Em 1834 Prosper Mérimée era um próspero burguês parisiense, que demoraria mais uma década até escrever e publicar Carmen, depois imortalizada na ópera composta por Bizet em 1875. Titular do cargo de inspetor-geral dos Monumentos Históricos empreendeu naquele ano uma longa viagem pelos Pirenéus Orientais, surpreendendo-se com a paisagem lunar e os muitos vestígios medievais. Norteava-o a ambição de salvar o património nacional, em acelerado risco de se perder, como relata no livro Notes d’un voyage dans le Midi de la France, publicado em 1835. Mas, como segundo ofício, o da literatura, procurava secundar o esforço de alguns amigos próximos - Stendhal e Musset -, que ambicionavam dissociar-se do romantismo, abjurando o seu excessivo sentimentalismo.

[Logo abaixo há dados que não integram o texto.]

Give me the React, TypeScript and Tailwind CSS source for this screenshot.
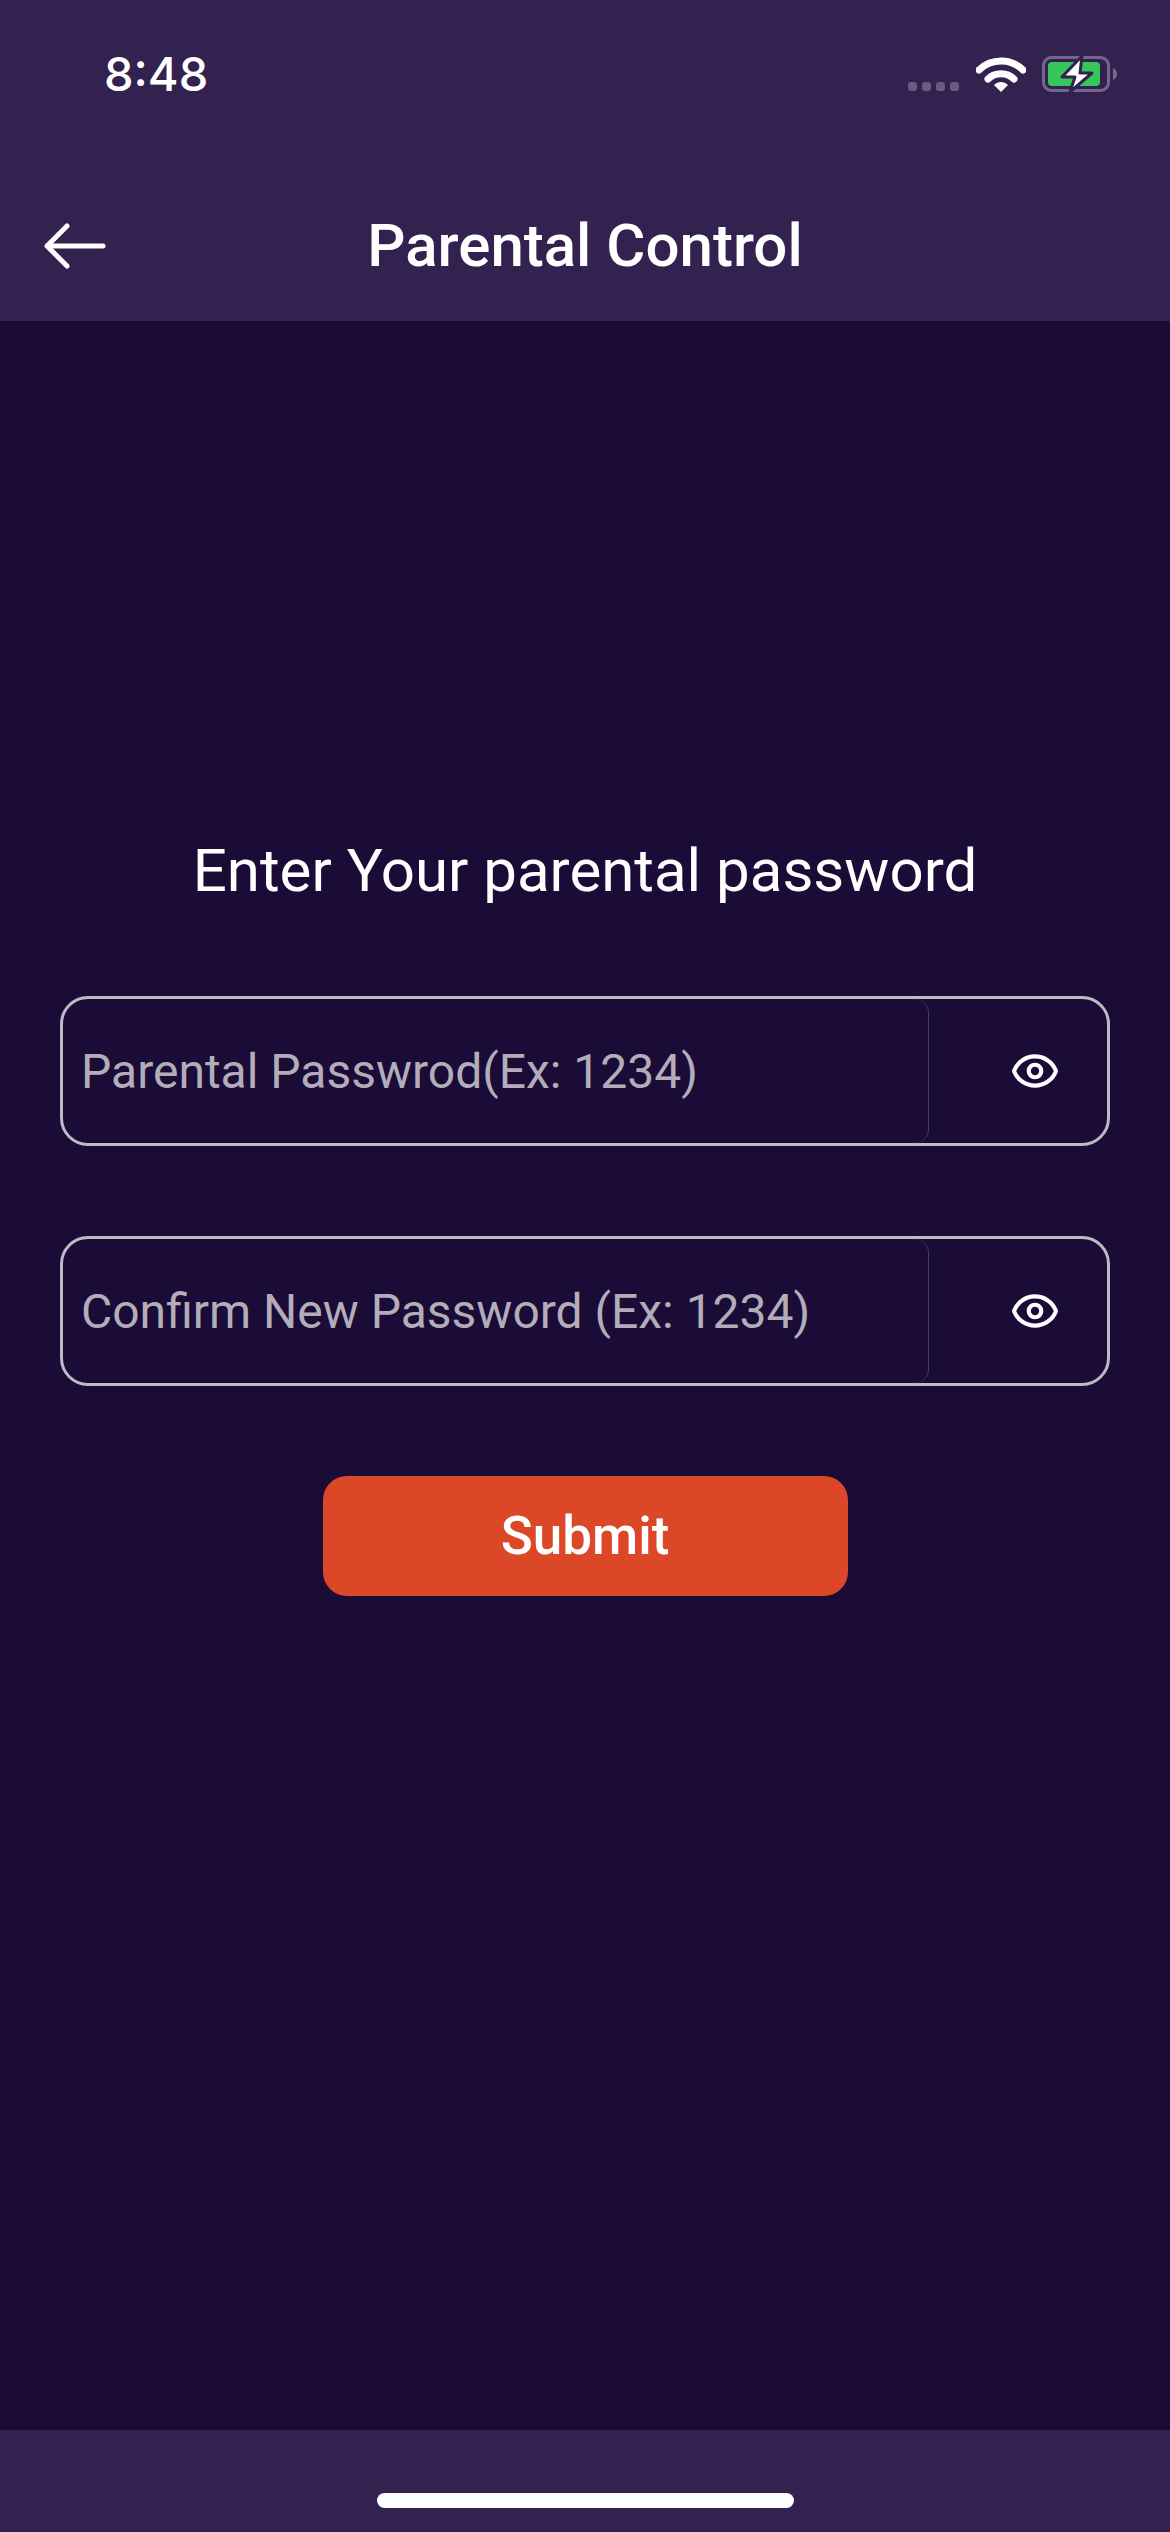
import { Eye } from "lucide-react";

function StatusBar() {
  return (
    <div className="flex h-[146px] items-center justify-between pl-[104px] pr-[52px]">
      <span className="font-['Inter',sans-serif] text-[47px] font-medium leading-none text-white">8:48</span>
      <div className="mt-[2px] flex items-center">
        {/* signal dots */}
        <div className="mr-[17px] mt-[24px] flex gap-[5px]">
          <span className="h-[9px] w-[9px] rounded-[3px] bg-[#6a5a84]" />
          <span className="h-[9px] w-[9px] rounded-[3px] bg-[#6a5a84]" />
          <span className="h-[9px] w-[9px] rounded-[3px] bg-[#6a5a84]" />
          <span className="h-[9px] w-[9px] rounded-[3px] bg-[#6a5a84]" />
        </div>
        <svg width="50" height="38" viewBox="0 0 50 38" className="mr-[16px]">
          <path d="M3 15 C15 3 35 3 47 15" fill="none" stroke="#fff" strokeWidth="7" strokeLinecap="round" />
          <path d="M12 24 C19 17 31 17 38 24" fill="none" stroke="#fff" strokeWidth="7" strokeLinecap="round" />
          <path d="M18 30 C22 26 28 26 32 30 L25 37 Z" fill="#fff" />
        </svg>
        <svg width="76" height="38" viewBox="0 0 76 38">
          <rect x="1.5" y="2.5" width="65" height="33" rx="8" fill="none" stroke="#73658d" strokeWidth="3" />
          <rect x="6" y="7" width="52" height="24" rx="4" fill="#35c759" />
          <path d="M71 13 C74 14 75 17 75 19 C75 21 74 24 71 25 Z" fill="#73658d" />
          <path d="M40 1 L20 22 H33 L28 37 L50 18 H38 Z" fill="#fff" stroke="#33214f" strokeWidth="3" strokeLinejoin="round" />
        </svg>
      </div>
    </div>
  );
}

function PasswordField({ placeholder }: { placeholder: string }) {
  return (
    <div className="flex h-[150px] rounded-[28px] border-[3px] border-[#c0b8c6]">
      <div className="flex flex-1 items-center rounded-r-[14px] border-r-[1px] border-[#4a3e62] pl-[18px] pt-[1px]">
        <span className="font-['Roboto',sans-serif] text-[48px] leading-none text-[#b3adba]">{placeholder}</span>
      </div>
      <div className="flex w-[178px] items-center justify-center pl-[34px]">
        <Eye size={50} strokeWidth={2} className="text-white" />
      </div>
    </div>
  );
}

export default function App() {
  return (
    <div className="flex h-[2532px] w-[1170px] flex-col bg-[#1b0b37] font-['Roboto',sans-serif]">
      <header className="h-[321px] bg-[#332150]">
        <StatusBar />
        <div className="relative flex h-[200px] items-center justify-center">
          <button className="absolute left-[44px] top-[77px]">
            <svg width="62" height="46" viewBox="0 0 62 46" fill="none" stroke="#fff" strokeWidth="5" strokeLinecap="round" strokeLinejoin="round">
              <path d="M59 23 H4" />
              <path d="M23 3 L3 23 L23 43" />
            </svg>
          </button>
          <h1 className="text-[60px] font-medium leading-none text-white">Parental Control</h1>
        </div>
      </header>

      <main className="flex flex-1 flex-col px-[60px] pt-[515px]">
        <h2 className="text-center text-[60px] leading-[70px] text-white">Enter Your parental password</h2>
        <div className="mt-[90px] flex flex-col gap-[90px]">
          <PasswordField placeholder="Parental Passwrod(Ex: 1234)" />
          <PasswordField placeholder="Confirm New Password (Ex: 1234)" />
        </div>
        <button className="mx-auto mt-[90px] flex h-[120px] w-[525px] items-center justify-center rounded-[24px] bg-[#dc4827] pt-[2px] text-[53px] font-medium text-white">
          Submit
        </button>
      </main>

      <footer className="flex h-[102px] items-start justify-center bg-[#332150] pt-[63px]">
        <div className="h-[15px] w-[417px] rounded-full bg-white" />
      </footer>
    </div>
  );
}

Em 11 de novembro estava em Perpignan para assistir à colorida festa em honra de São Martinho, fascinando-o o exotismo ruidoso, os fatos tradicionais e a arquitetura gótica da cidade, que o fizeram sentir-se num desconhecido mundo à parte.
Ao dirigir-se para sul, quase até à fronteira espanhola, as paisagens continuaram a espantá-lo ao mesmo tempo que ia congeminando uma história, que tivesse algo do misticismo alheio ao seu pensamento cartesiano, mas presente no estranho sarcófago em mármore visitado na velha igreja de Arles-sur-Tech. Ali estariam depositadas as relíquias de dois santos e, de uma pedra, que o encimava, brotava uma água miraculosa cuja origem não se conseguia atribuir a uma qualquer nascente ou ribeiro conhecido.
Imaginou então a história de uma estátua de bronze descoberta na região por dois arqueólogos, que a identificavam como representação da deusa romana Vénus. Mas vozes populares atribuiram-lhe poderes maléficos, que logo se pareceram confirmar quando uma dezena de vítimas pereceram depois de vandalizarem importantes peças do património local. Essa intriga, que Mérimée concebeu para a novela La Venus d’Ille até teve algo de aparentado com o que ali viveu por essa altura: a breve estadia na aldeia em causa coincidiu com o assassinato de um conhecido camponês sem que ninguém soubesse dos porquês ou da autoria do crime.
Multiplicando por dez o número de mortos e explicando-os como tratando-se de uma vingança clandestina contra quem punha em causa a sobrevivência dos monumentos por ele tutelados, Mérimée criou uma lenda moderna, logo acrescentada às muitas de que essa região era tão fértil.